■ REQUIREMENT: Give all the lines below again, exactly, with no pictures.

■ INFORMATION SHOWN:
## begin

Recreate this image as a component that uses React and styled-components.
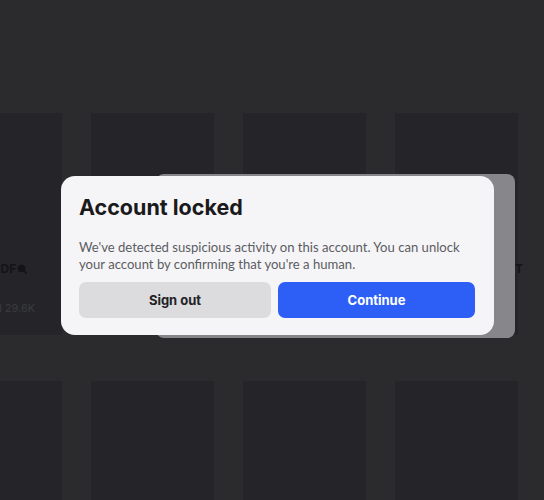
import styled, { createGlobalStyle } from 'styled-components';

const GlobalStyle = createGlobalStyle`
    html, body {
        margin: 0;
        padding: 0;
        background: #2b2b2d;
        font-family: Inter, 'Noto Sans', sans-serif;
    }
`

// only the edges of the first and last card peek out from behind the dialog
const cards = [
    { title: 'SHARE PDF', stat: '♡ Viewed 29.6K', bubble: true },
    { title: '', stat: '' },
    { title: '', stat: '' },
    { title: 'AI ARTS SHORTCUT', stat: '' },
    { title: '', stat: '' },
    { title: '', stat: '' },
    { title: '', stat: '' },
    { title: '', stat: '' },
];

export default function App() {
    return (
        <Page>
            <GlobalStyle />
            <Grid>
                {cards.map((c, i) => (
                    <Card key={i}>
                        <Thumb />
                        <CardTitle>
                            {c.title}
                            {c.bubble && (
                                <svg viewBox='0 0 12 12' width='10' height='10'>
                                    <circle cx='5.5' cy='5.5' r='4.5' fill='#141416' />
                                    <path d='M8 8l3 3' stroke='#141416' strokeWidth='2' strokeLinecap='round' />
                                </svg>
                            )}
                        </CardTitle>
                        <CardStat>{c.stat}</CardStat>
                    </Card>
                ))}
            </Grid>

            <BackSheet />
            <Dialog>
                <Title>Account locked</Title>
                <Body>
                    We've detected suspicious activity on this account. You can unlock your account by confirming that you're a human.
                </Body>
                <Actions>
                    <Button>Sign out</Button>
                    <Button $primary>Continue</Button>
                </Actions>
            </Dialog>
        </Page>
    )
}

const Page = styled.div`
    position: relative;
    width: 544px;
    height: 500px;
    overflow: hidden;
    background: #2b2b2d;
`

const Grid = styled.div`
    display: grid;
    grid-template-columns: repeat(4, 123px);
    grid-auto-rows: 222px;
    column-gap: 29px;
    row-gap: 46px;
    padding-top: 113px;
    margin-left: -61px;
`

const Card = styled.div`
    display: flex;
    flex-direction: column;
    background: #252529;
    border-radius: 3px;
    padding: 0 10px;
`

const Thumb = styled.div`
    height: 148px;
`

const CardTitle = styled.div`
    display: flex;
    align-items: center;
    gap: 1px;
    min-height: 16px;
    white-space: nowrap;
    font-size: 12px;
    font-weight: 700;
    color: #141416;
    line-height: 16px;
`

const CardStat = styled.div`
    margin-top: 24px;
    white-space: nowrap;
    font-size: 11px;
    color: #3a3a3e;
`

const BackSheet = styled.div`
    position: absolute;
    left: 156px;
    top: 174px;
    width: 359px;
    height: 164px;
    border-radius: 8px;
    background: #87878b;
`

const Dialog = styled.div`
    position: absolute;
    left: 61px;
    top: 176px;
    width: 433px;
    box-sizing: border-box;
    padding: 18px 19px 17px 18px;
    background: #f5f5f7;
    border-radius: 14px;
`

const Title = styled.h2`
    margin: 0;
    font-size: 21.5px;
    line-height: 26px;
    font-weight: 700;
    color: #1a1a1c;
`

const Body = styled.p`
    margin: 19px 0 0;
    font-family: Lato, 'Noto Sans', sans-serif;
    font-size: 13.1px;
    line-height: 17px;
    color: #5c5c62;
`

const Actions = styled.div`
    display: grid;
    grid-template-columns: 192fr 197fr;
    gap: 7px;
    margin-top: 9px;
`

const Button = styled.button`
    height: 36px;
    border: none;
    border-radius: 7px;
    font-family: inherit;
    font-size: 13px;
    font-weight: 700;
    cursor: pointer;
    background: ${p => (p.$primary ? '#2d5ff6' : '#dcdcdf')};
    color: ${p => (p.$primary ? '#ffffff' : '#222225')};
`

## end

■ PROBLEM SOLUTION:
Recreate this image as a component that uses React and styled-components.
import styled, { createGlobalStyle } from 'styled-components';

const GlobalStyle = createGlobalStyle`
    html, body {
        margin: 0;
        padding: 0;
        background: #2b2b2d;
        font-family: Inter, 'Noto Sans', sans-serif;
    }
`

// only the edges of the first and last card peek out from behind the dialog
const cards = [
    { title: 'SHARE PDF', stat: '♡ Viewed 29.6K', bubble: true },
    { title: '', stat: '' },
    { title: '', stat: '' },
    { title: 'AI ARTS SHORTCUT', stat: '' },
    { title: '', stat: '' },
    { title: '', stat: '' },
    { title: '', stat: '' },
    { title: '', stat: '' },
];

export default function App() {
    return (
        <Page>
            <GlobalStyle />
            <Grid>
                {cards.map((c, i) => (
                    <Card key={i}>
                        <Thumb />
                        <CardTitle>
                            {c.title}
                            {c.bubble && (
                                <svg viewBox='0 0 12 12' width='10' height='10'>
                                    <circle cx='5.5' cy='5.5' r='4.5' fill='#141416' />
                                    <path d='M8 8l3 3' stroke='#141416' strokeWidth='2' strokeLinecap='round' />
                                </svg>
                            )}
                        </CardTitle>
                        <CardStat>{c.stat}</CardStat>
                    </Card>
                ))}
            </Grid>

            <BackSheet />
            <Dialog>
                <Title>Account locked</Title>
                <Body>
                    We've detected suspicious activity on this account. You can unlock your account by confirming that you're a human.
                </Body>
                <Actions>
                    <Button>Sign out</Button>
                    <Button $primary>Continue</Button>
                </Actions>
            </Dialog>
        </Page>
    )
}

const Page = styled.div`
    position: relative;
    width: 544px;
    height: 500px;
    overflow: hidden;
    background: #2b2b2d;
`

const Grid = styled.div`
    display: grid;
    grid-template-columns: repeat(4, 123px);
    grid-auto-rows: 222px;
    column-gap: 29px;
    row-gap: 46px;
    padding-top: 113px;
    margin-left: -61px;
`

const Card = styled.div`
    display: flex;
    flex-direction: column;
    background: #252529;
    border-radius: 3px;
    padding: 0 10px;
`

const Thumb = styled.div`
    height: 148px;
`

const CardTitle = styled.div`
    display: flex;
    align-items: center;
    gap: 1px;
    min-height: 16px;
    white-space: nowrap;
    font-size: 12px;
    font-weight: 700;
    color: #141416;
    line-height: 16px;
`

const CardStat = styled.div`
    margin-top: 24px;
    white-space: nowrap;
    font-size: 11px;
    color: #3a3a3e;
`

const BackSheet = styled.div`
    position: absolute;
    left: 156px;
    top: 174px;
    width: 359px;
    height: 164px;
    border-radius: 8px;
    background: #87878b;
`

const Dialog = styled.div`
    position: absolute;
    left: 61px;
    top: 176px;
    width: 433px;
    box-sizing: border-box;
    padding: 18px 19px 17px 18px;
    background: #f5f5f7;
    border-radius: 14px;
`

const Title = styled.h2`
    margin: 0;
    font-size: 21.5px;
    line-height: 26px;
    font-weight: 700;
    color: #1a1a1c;
`

const Body = styled.p`
    margin: 19px 0 0;
    font-family: Lato, 'Noto Sans', sans-serif;
    font-size: 13.1px;
    line-height: 17px;
    color: #5c5c62;
`

const Actions = styled.div`
    display: grid;
    grid-template-columns: 192fr 197fr;
    gap: 7px;
    margin-top: 9px;
`

const Button = styled.button`
    height: 36px;
    border: none;
    border-radius: 7px;
    font-family: inherit;
    font-size: 13px;
    font-weight: 700;
    cursor: pointer;
    background: ${p => (p.$primary ? '#2d5ff6' : '#dcdcdf')};
    color: ${p => (p.$primary ? '#ffffff' : '#222225')};
`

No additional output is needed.